Consider a simple statement like this:

time = 5 + 3; // time to work out a value

If you are a novice programmer, this statement simply means you are calculating a value by adding two numbers together and assigning it to a variable called time.

Many programming environments such as Visual Basic, Delphi, C++ contain thier own text editor with which to write your program. When you write your code what you are actually creating a sequence of ASCII characters and these characters together are called 'source code'.

This 'source code' is loaded into the compiler and lexical analysis begins (the first stage of compilation).

First of all the compiler looks at the incoming character stream and tries to spot where one keyword ends and another starts.

For example time = . It does not know what the character stream 'time' means so it assumes it must be a symbol of some kind such as a variable or a constant. In computing terms a symbol is an entity to which a value can be assigned.
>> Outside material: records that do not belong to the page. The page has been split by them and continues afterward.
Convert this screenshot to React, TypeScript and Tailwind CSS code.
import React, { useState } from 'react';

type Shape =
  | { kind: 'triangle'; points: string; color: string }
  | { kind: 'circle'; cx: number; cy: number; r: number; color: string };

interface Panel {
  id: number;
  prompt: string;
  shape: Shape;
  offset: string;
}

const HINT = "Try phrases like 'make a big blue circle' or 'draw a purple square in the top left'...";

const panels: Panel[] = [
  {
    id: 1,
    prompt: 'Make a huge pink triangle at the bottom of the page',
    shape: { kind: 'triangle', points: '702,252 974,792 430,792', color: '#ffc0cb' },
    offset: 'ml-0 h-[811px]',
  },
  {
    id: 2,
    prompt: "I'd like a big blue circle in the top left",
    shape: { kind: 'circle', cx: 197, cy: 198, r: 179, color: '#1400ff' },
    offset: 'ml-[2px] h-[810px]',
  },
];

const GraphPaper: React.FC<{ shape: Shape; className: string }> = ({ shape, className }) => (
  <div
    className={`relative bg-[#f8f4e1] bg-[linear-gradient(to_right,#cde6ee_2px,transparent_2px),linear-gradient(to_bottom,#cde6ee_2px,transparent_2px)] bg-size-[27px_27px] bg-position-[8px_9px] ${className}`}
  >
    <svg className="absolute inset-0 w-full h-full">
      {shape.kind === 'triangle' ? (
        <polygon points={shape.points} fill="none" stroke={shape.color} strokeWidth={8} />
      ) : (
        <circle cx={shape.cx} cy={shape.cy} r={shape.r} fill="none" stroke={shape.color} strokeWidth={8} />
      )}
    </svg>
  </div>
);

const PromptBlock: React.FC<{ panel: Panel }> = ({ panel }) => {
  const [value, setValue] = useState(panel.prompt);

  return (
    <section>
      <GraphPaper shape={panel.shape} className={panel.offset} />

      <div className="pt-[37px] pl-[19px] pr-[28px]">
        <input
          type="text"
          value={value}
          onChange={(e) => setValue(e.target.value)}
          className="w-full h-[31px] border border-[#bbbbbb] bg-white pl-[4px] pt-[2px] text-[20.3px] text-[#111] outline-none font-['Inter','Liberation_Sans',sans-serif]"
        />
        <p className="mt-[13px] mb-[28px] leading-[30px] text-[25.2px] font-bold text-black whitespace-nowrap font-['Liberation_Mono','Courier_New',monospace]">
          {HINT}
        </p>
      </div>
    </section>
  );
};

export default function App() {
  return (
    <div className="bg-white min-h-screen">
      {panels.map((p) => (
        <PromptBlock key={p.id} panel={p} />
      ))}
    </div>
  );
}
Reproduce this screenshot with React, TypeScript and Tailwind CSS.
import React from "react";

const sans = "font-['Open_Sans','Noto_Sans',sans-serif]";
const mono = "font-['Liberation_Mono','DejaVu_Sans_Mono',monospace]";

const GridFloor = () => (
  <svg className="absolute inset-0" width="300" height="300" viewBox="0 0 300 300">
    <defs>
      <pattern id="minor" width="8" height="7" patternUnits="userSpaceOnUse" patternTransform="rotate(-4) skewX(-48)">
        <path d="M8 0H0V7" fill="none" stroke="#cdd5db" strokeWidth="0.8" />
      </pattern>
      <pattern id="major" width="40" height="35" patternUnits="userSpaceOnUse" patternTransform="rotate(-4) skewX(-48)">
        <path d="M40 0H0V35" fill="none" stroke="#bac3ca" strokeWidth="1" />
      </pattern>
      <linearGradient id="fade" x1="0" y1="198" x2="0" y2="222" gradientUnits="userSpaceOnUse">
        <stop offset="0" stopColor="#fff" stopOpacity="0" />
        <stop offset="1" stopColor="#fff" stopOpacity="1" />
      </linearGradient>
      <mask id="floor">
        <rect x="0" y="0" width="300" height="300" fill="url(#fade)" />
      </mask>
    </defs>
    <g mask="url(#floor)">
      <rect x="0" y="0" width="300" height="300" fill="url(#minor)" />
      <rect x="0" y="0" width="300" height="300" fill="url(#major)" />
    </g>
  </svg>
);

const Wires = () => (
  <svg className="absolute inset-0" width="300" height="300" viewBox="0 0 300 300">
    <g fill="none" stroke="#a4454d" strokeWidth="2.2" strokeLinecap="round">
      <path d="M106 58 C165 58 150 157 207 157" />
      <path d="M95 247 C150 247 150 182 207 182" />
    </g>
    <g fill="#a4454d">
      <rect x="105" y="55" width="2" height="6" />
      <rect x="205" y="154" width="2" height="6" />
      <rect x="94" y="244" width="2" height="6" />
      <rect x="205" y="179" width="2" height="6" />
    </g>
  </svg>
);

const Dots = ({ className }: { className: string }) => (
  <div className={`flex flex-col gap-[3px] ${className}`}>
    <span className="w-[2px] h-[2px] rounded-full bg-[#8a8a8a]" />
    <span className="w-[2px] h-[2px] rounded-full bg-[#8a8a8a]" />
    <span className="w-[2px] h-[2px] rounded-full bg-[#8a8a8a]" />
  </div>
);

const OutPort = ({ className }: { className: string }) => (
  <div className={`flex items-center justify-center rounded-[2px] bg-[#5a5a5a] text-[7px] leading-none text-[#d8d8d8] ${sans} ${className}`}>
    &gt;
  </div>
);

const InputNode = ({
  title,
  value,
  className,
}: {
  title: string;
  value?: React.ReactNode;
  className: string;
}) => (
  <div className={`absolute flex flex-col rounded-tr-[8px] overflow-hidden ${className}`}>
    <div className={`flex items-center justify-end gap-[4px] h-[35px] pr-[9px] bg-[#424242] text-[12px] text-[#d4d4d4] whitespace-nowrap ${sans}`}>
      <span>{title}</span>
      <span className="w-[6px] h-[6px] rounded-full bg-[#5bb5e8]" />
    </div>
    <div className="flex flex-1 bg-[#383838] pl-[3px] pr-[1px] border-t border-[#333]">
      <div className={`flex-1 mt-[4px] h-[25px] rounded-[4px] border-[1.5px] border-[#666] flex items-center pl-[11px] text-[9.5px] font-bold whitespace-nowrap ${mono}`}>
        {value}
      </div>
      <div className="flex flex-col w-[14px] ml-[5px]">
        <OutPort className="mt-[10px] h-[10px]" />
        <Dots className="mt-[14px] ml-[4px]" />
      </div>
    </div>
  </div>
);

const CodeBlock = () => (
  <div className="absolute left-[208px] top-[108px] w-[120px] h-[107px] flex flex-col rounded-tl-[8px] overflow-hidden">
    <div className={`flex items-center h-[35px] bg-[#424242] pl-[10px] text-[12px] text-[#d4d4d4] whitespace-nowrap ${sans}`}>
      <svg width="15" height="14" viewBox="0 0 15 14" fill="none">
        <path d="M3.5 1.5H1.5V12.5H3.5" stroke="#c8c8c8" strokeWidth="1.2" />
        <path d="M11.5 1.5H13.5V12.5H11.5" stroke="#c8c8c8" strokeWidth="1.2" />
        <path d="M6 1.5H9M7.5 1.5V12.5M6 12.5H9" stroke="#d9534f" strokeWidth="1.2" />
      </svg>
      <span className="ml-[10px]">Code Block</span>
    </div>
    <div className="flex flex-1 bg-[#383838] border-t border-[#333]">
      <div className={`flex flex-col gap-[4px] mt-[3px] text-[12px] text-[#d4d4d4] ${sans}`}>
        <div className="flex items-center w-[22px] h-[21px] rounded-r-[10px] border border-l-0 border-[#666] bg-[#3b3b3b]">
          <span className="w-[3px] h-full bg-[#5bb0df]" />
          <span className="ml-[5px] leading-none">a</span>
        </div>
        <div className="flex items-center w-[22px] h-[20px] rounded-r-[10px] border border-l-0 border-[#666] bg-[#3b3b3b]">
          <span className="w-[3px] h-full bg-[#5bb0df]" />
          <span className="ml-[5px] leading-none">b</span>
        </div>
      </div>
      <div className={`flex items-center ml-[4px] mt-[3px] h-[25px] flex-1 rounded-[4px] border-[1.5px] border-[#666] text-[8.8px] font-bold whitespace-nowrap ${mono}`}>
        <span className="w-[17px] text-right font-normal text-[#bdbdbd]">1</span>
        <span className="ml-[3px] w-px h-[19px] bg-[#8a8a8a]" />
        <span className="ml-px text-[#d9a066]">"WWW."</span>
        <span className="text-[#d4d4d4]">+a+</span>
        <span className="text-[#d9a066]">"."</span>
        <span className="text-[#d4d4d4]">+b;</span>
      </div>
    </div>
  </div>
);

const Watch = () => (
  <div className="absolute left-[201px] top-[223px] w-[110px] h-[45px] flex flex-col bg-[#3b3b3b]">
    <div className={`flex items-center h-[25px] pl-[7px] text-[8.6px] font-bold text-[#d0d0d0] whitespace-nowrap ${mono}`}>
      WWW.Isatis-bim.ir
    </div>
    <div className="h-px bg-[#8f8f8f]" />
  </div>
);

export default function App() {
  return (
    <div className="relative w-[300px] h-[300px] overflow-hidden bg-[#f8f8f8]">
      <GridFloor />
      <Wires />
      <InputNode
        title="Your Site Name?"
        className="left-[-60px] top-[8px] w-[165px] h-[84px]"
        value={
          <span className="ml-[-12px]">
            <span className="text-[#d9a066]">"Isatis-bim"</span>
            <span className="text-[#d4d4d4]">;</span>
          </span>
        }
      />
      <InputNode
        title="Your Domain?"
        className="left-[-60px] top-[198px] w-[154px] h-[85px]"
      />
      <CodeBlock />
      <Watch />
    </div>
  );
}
So now the compiler begins to form a token table in memory

lexeme token type
time
IDENT

A 'lexeme' is the term used to describe a specific item that the lexical analysis software has separated from the rest of the incoming character stream (source code). In this case it creates a IDENT type token with the characters 'time' embedded in it.

In this particular compiler IDENT means a variable or a constant

(Editor note: Don't worry, you do not need to learn these token types, I am only including them to explain lexical analysis in general).

This token type informs the next stage of analysis (syntactic and code generation) to allocate some memory space to this item within the final executable file.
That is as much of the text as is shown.